You can provide a custom error message template using message for logging and state tracking.
This template can use Jinja2 syntax and access standard context variables (args, env, steps).
It can also access the core error details using the error variable:
{{ error }}: Provides the primary error information, often the string representation of the original exception that caused the failure (e.g., "FileNotFoundError: [Errno 2] No such file or directory...").
The resolved message is stored in the workflow state for the failed step (e.g., accessible later via steps.FAILED_STEP_NAME.error_message) and is used in logs. Use this pattern to access formatted error messages in subsequent error-handling steps.

Retry Strategies¶

Simple Retry: Use action: retry with retry and delay for transient issues (e.g., network timeouts, temporary API unavailability). Best for idempotent operations where re-running is safe.
Retry with Backoff: While not built-in directly as an exponential backoff flag, you could potentially implement custom retry logic within a Python task if needed, though standard linear delay is often sufficient.
Global Retries: A global default retry count can potentially be set in workflow settings (implementation may vary).

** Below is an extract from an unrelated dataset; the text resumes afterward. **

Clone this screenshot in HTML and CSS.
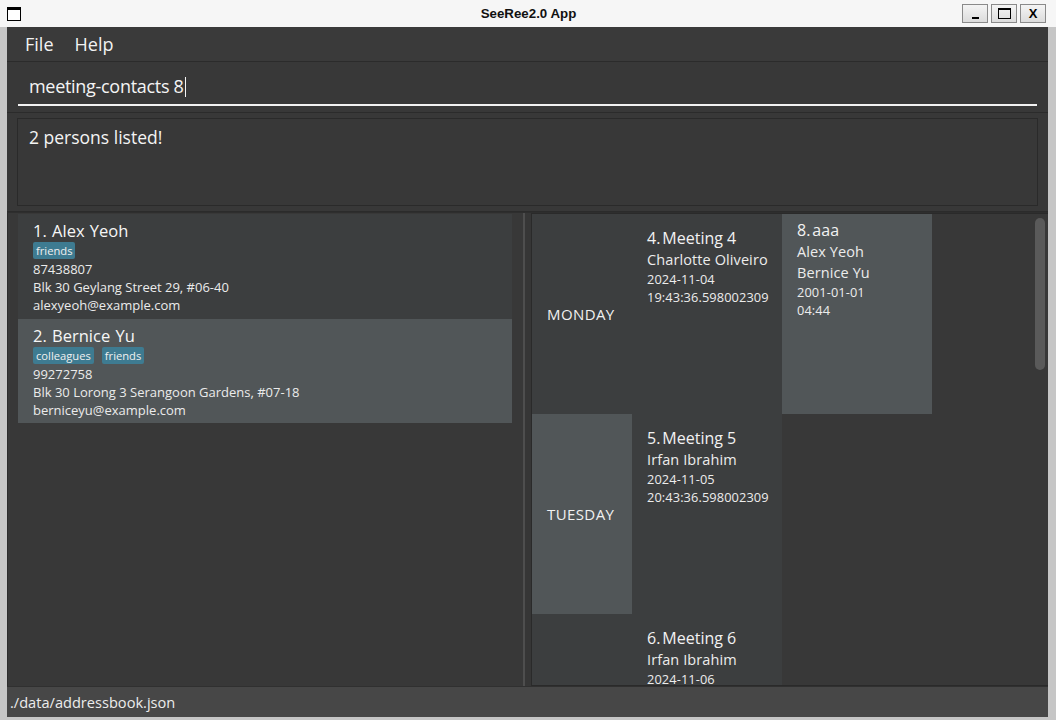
FILE: index.html
```html
<!DOCTYPE html>
<html>
<head>
<meta charset="utf-8">
<title>SeeRee2.0 App</title>
<link rel="stylesheet" href="styles.css">
</head>
<body>
<div class="window">
  <div class="titlebar">
    <div class="app-icon"></div>
    <div class="title">SeeRee2.0 App</div>
    <div class="win-buttons">
      <div class="wbtn"><span class="min-glyph"></span></div>
      <div class="wbtn"><span class="max-glyph"></span></div>
      <div class="wbtn close">X</div>
    </div>
  </div>
  <div class="app">
    <div class="menubar">
      <span class="menu-item">File</span>
      <span class="menu-item">Help</span>
    </div>
    <div class="command">
      <div class="command-input">meeting-contacts 8<span class="caret"></span></div>
    </div>
    <div class="result">
      <div class="result-box">2 persons listed!</div>
    </div>
    <div class="lower">
      <div class="left-pane">
        <div class="person-list">
          <div class="card">
            <div class="name">1. Alex Yeoh</div>
            <div class="tags"><span class="tag">friends</span></div>
            <div class="detail">87438807</div>
            <div class="detail">Blk 30 Geylang Street 29, #06-40</div>
            <div class="detail">alexyeoh@example.com</div>
          </div>
          <div class="card alt">
            <div class="name">2. Bernice Yu</div>
            <div class="tags"><span class="tag">colleagues</span><span class="tag">friends</span></div>
            <div class="detail">99272758</div>
            <div class="detail">Blk 30 Lorong 3 Serangoon Gardens, #07-18</div>
            <div class="detail">berniceyu@example.com</div>
          </div>
        </div>
      </div>
      <div class="divider"><div class="divider-line"></div></div>
      <div class="right-pane">
        <div class="schedule">
          <div class="day-row">
            <div class="day">MONDAY</div>
            <div class="meeting">
              <div class="m-title"><span>4.</span>Meeting 4</div>
              <div class="m-person">Charlotte Oliveiro</div>
              <div class="m-date">2024-11-04</div>
              <div class="m-date">19:43:36.598002309</div>
            </div>
            <div class="meeting alt top">
              <div class="m-title"><span>8.</span>aaa</div>
              <div class="m-person">Alex Yeoh</div>
              <div class="m-person">Bernice Yu</div>
              <div class="m-date">2001-01-01</div>
              <div class="m-date">04:44</div>
            </div>
          </div>
          <div class="day-row">
            <div class="day alt">TUESDAY</div>
            <div class="meeting">
              <div class="m-title"><span>5.</span>Meeting 5</div>
              <div class="m-person">Irfan Ibrahim</div>
              <div class="m-date">2024-11-05</div>
              <div class="m-date">20:43:36.598002309</div>
            </div>
          </div>
          <div class="day-row last">
            <div class="day"></div>
            <div class="meeting">
              <div class="m-title"><span>6.</span>Meeting 6</div>
              <div class="m-person">Irfan Ibrahim</div>
              <div class="m-date">2024-11-06</div>
            </div>
          </div>
        </div>
        <div class="scrollbar"></div>
      </div>
    </div>
    <div class="statusbar">./data/addressbook.json</div>
  </div>
</div>
</body>
</html>
```

FILE: styles.css
```css
* { box-sizing: border-box; }
html, body {
  margin: 0;
  padding: 0;
  width: 1056px;
  height: 720px;
  overflow: hidden;
  background: #c6c6c6;
  font-family: "Open Sans", "Noto Sans", sans-serif;
}
.window {
  display: flex;
  flex-direction: column;
  height: 720px;
}
.titlebar {
  height: 27px;
  flex: 0 0 27px;
  background: #f6f6f6;
  display: grid;
  grid-template-columns: 1fr auto 1fr;
  align-items: center;
  padding: 0 10px 0 7px;
}
.app-icon {
  width: 14px;
  height: 14px;
  border: 1px solid #000;
  border-top-width: 3px;
  background: #fff;
}
.title {
  text-align: center;
  font-family: "Liberation Sans", Arial, sans-serif;
  font-weight: bold;
  font-size: 13.3px;
  color: #111;
  transform: translateX(2px);
}
.win-buttons {
  display: flex;
  gap: 3px;
  justify-self: end;
}
.wbtn {
  width: 26px;
  height: 19px;
  border: 1px solid #8a8a8a;
  background: linear-gradient(#f4f4f4, #dcdcdc);
  display: flex;
  align-items: center;
  justify-content: center;
  font-family: "Liberation Sans", Arial, sans-serif;
  font-weight: bold;
  font-size: 13px;
  color: #000;
}
.min-glyph {
  width: 7px;
  height: 2px;
  background: #000;
  margin-top: 8px;
}
.max-glyph {
  width: 13px;
  height: 11px;
  border: 1px solid #000;
  border-top-width: 2px;
}
.app {
  flex: 1;
  margin: 0 8px 3px 7px;
  background: #383838;
  display: flex;
  flex-direction: column;
  min-height: 0;
}
.menubar {
  height: 35px;
  flex: 0 0 35px;
  background: #3a3a3a;
  border-bottom: 1px solid #2b2b2b;
  display: flex;
  align-items: center;
  padding-left: 18px;
  gap: 21px;
}
.menu-item {
  color: #f2f2f2;
  font-size: 18px;
}
.command {
  height: 51px;
  flex: 0 0 51px;
  padding: 12px 11px 0 11px;
  border-bottom: 1px solid #2b2b2b;
}
.command-input {
  height: 32px;
  border-bottom: 2px solid #f2f2f2;
  color: #f4f4f4;
  font-size: 18px;
  padding-left: 11px;
  line-height: 25px;
  letter-spacing: -0.3px;
}
.caret {
  display: inline-block;
  width: 1px;
  height: 20px;
  background: #f4f4f4;
  vertical-align: -4px;
  margin-left: 1px;
}
.result {
  height: 99px;
  flex: 0 0 99px;
  padding: 5px 10px 6px 10px;
  border-bottom: 1px solid #2b2b2b;
}
.result-box {
  height: 88px;
  border: 1px solid #2a2a2a;
  color: #f4f4f4;
  font-size: 17.5px;
  padding: 6px 11px;
}
.lower {
  flex: 1;
  display: flex;
  min-height: 0;
  border-top: 1px solid #2e2e2e;
}
.left-pane {
  width: 516px;
  flex: 0 0 516px;
  border-left: 1px solid #2c2c2c;
  padding: 1px 11px 0 10px;
  overflow: hidden;
}
.person-list {
  display: flex;
  flex-direction: column;
}
.card {
  background: #3c3e3f;
  height: 105px;
  padding: 7px 15px 0 15px;
  color: #ededed;
}
.card.alt {
  background: #515658;
  height: 104px;
  padding-top: 7px;
}
.name {
  font-size: 16.5px;
  line-height: 19px;
  color: #f6f6f6;
  word-spacing: 1px;
}
.tags {
  display: flex;
  gap: 8px;
  margin-top: 2px;
  margin-bottom: 1px;
}
.tag {
  background: #3e7b91;
  color: #f0f0f0;
  font-size: 11.2px;
  line-height: 17px;
  height: 17px;
  padding: 0 3px;
  border-radius: 2px;
}
.detail {
  font-size: 13px;
  line-height: 18px;
  color: #ebebeb;
}
.divider {
  width: 8px;
  flex: 0 0 8px;
  display: flex;
  justify-content: flex-start;
  background: #363636;
}
.divider-line {
  width: 2px;
  background: #4e4e4e;
}
.right-pane {
  flex: 1;
  border: 1px solid #2a2a2a;
  border-right: 0;
  position: relative;
  overflow: hidden;
}
.schedule {
  display: flex;
  flex-direction: column;
}
.day-row {
  display: flex;
  height: 200px;
  flex: 0 0 200px;
}
.day {
  width: 100px;
  background: #3c3e3f;
  color: #f0f0f0;
  font-size: 15px;
  display: flex;
  align-items: center;
  padding-left: 15px;
  letter-spacing: 0.4px;
}
.day.alt {
  background: #515658;
}
.meeting {
  width: 150px;
  background: #3c3e3f;
  padding: 13px 0 0 15px;
  color: #ececec;
}
.meeting.alt {
  background: #515658;
}
.meeting.top {
  padding-top: 5px;
}
.m-title {
  font-size: 16px;
  line-height: 22px;
  color: #f2f2f2;
}
.m-title span {
  margin-right: 2px;
}
.m-person {
  font-size: 14.5px;
  line-height: 21px;
  letter-spacing: 0.1px;
}
.m-date {
  font-size: 12.8px;
  line-height: 18px;
  letter-spacing: 0.1px;
}
.scrollbar {
  position: absolute;
  right: 3px;
  top: 4px;
  width: 10px;
  height: 152px;
  border-radius: 5px;
  background: #5a5a5a;
}
.statusbar {
  height: 31px;
  flex: 0 0 31px;
  background: #474747;
  color: #ececec;
  font-size: 14.6px;
  padding-left: 3px;
  display: flex;
  align-items: center;
  border-top: 1px solid #303030;
}
```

Error Handling Actions: When to Use What¶

fail (Default): Use when any failure in the step is critical and the entire workflow should stop immediately.
retry: Use for transient errors where re-running the step might succeed (e.g., network issues, temporary service unavailability). Ensure the step is safe to re-run (idempotent).
continue: Use when a step's failure is non-critical, and the workflow can proceed meaningfully without its results. Subsequent steps should not depend directly on the output of the failed step.
next: Use when a failure requires specific cleanup, compensation, or notification actions before potentially stopping or continuing the workflow. Redirects execution to a dedicated error-handling sequence.

Error Handling Flows (`action: next`)¶

Use action: next to redirect the workflow to a dedicated error handling path.

flows:
  default: main_flow
  definitions:
    - main_flow: [step_a, risky_step, step_c]
    - error_flow: [log_error, notify_admin] # Defines the sequence for the error path

steps:
  - name: step_a
    # ...
  - name: risky_step
    task: some_task
    # ...
    on_error:
      action: next
      next: log_error # Jump to the start of the error_flow sequence
      message: "Risky step failed for {{ args.id }}: {{ error }}" # Custom message stored in state
  - name: step_c
    # ... only runs if risky_step succeeds ...

  - name: log_error
    task: write_file
    inputs:
      path: "output/error_log.txt"
      content: |
        Workflow Failure Report
        -----------------------
        Timestamp: {{ workflow.timestamp }}
        Failed Step: {{ steps.risky_step.name }} {# Assumes 'risky_step' is the one that failed #}
        Reason: {{ steps.risky_step.error_message }} {# Access the formatted message defined above #}
        Original Error: {{ steps.risky_step.error }} {# Access raw error if needed #}

        Context:
        Args: {{ args | tojson }}
        # Add other relevant context if available
    # Note: This step runs *after* the risky_step failed and was redirected here.
    # It accesses the state (name, error_message, error) of the failed step.

  - name: notify_admin
    task: slack_notify # Example custom task
    inputs:
      channel: "#alerts"
      message: "Workflow {{ workflow.name }} failed at step {{ steps.risky_step.name }}. Reason: {{ steps.risky_step.error_message }}. See error_log.txt for details."

Error Propagation¶

When a step fails and the action is fail (or retries are exhausted with no continue/next), the engine wraps the original exception (or the TaskExecutionError created by handle_task_error) within a WorkflowError and halts execution.
The WorkflowError contains information about the step that failed and often includes the original exception as its cause (__cause__ or an original_error attribute), allowing programmatic inspection if the engine is used as a library.
If action: continue is used, the error is logged and recorded in the state, but execution proceeds.
If action: next is used, the error context is preserved in the failed step's state, and the workflow jumps to the specified step.

Centralized Error Handling in Custom Tasks¶

As detailed in the Task Development Guide, custom Python tasks should use the handle_task_error utility. This ensures: - Consistent logging format. - Wrapping of arbitrary exceptions into TaskExecutionError. - Inclusion of relevant context (step name, task type, task config) in the raised exception.